> **INFORMATION SHOWN**
⟨

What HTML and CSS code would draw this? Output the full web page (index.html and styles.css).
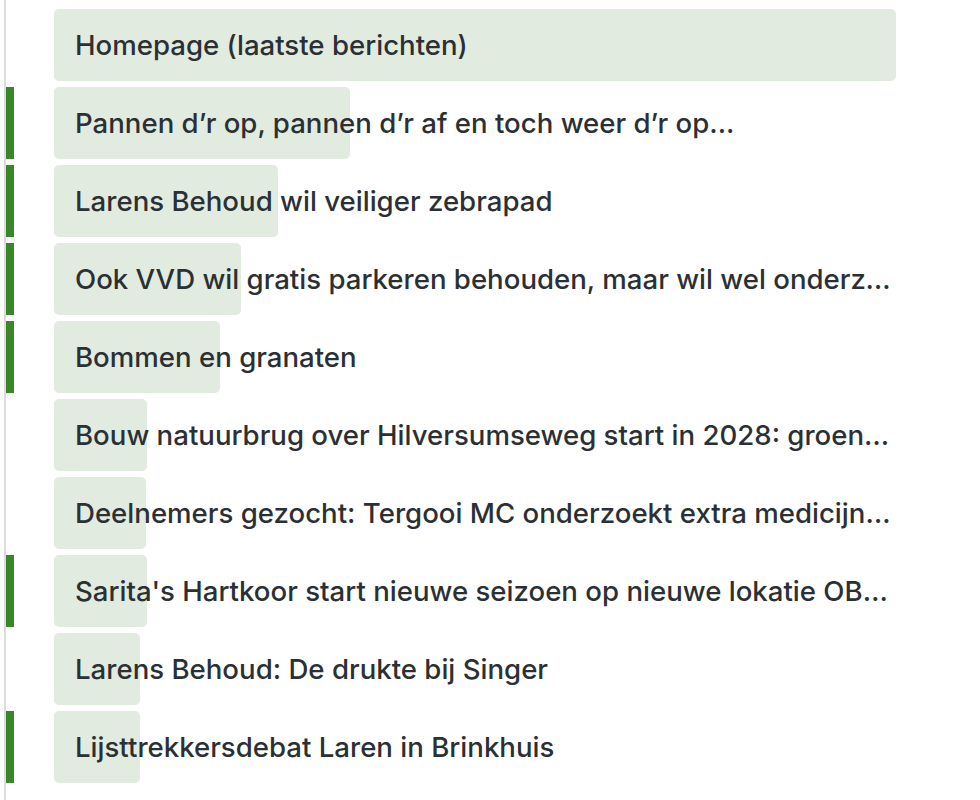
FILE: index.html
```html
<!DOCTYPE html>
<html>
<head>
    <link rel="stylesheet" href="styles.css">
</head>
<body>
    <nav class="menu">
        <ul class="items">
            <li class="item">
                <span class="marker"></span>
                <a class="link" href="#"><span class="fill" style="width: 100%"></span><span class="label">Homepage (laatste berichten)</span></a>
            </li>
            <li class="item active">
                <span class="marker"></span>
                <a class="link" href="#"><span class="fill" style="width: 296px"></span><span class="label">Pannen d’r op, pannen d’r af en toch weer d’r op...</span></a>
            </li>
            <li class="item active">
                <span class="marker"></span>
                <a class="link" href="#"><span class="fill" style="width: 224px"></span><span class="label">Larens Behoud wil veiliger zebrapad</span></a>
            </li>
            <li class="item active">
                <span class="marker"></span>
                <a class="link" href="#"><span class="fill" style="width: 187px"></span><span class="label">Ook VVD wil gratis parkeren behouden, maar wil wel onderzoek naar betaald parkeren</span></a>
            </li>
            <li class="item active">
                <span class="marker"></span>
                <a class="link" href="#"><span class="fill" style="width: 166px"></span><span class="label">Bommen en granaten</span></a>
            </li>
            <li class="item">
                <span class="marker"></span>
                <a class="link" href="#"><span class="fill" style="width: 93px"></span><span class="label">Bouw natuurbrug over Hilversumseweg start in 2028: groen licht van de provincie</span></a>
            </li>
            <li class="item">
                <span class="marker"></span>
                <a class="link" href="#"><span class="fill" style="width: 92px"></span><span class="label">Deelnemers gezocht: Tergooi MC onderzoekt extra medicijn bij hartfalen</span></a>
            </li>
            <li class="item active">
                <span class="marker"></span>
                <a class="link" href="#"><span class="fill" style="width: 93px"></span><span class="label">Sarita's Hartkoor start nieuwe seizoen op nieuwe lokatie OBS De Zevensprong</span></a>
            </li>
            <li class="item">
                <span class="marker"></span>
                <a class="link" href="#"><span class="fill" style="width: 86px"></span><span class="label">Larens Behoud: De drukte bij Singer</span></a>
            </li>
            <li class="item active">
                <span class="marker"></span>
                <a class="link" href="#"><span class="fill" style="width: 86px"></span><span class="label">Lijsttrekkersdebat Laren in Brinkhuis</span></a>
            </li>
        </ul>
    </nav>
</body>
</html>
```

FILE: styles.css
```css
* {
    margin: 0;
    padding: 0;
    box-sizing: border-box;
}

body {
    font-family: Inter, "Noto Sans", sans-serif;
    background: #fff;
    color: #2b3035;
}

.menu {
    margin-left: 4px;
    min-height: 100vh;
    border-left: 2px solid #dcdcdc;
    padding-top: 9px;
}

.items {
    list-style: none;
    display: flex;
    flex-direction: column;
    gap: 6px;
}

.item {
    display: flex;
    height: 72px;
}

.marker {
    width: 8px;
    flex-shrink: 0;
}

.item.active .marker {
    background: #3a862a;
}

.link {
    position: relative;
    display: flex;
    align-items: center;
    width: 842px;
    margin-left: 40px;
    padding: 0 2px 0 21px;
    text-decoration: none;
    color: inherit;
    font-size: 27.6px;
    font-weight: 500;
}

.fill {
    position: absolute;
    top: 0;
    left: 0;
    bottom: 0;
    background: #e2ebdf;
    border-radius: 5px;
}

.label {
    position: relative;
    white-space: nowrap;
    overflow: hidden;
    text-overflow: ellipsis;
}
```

⟩

Where a line holds "index", copy it out.

What HTML and CSS code would draw this? Output the full web page (index.html and styles.css).
FILE: index.html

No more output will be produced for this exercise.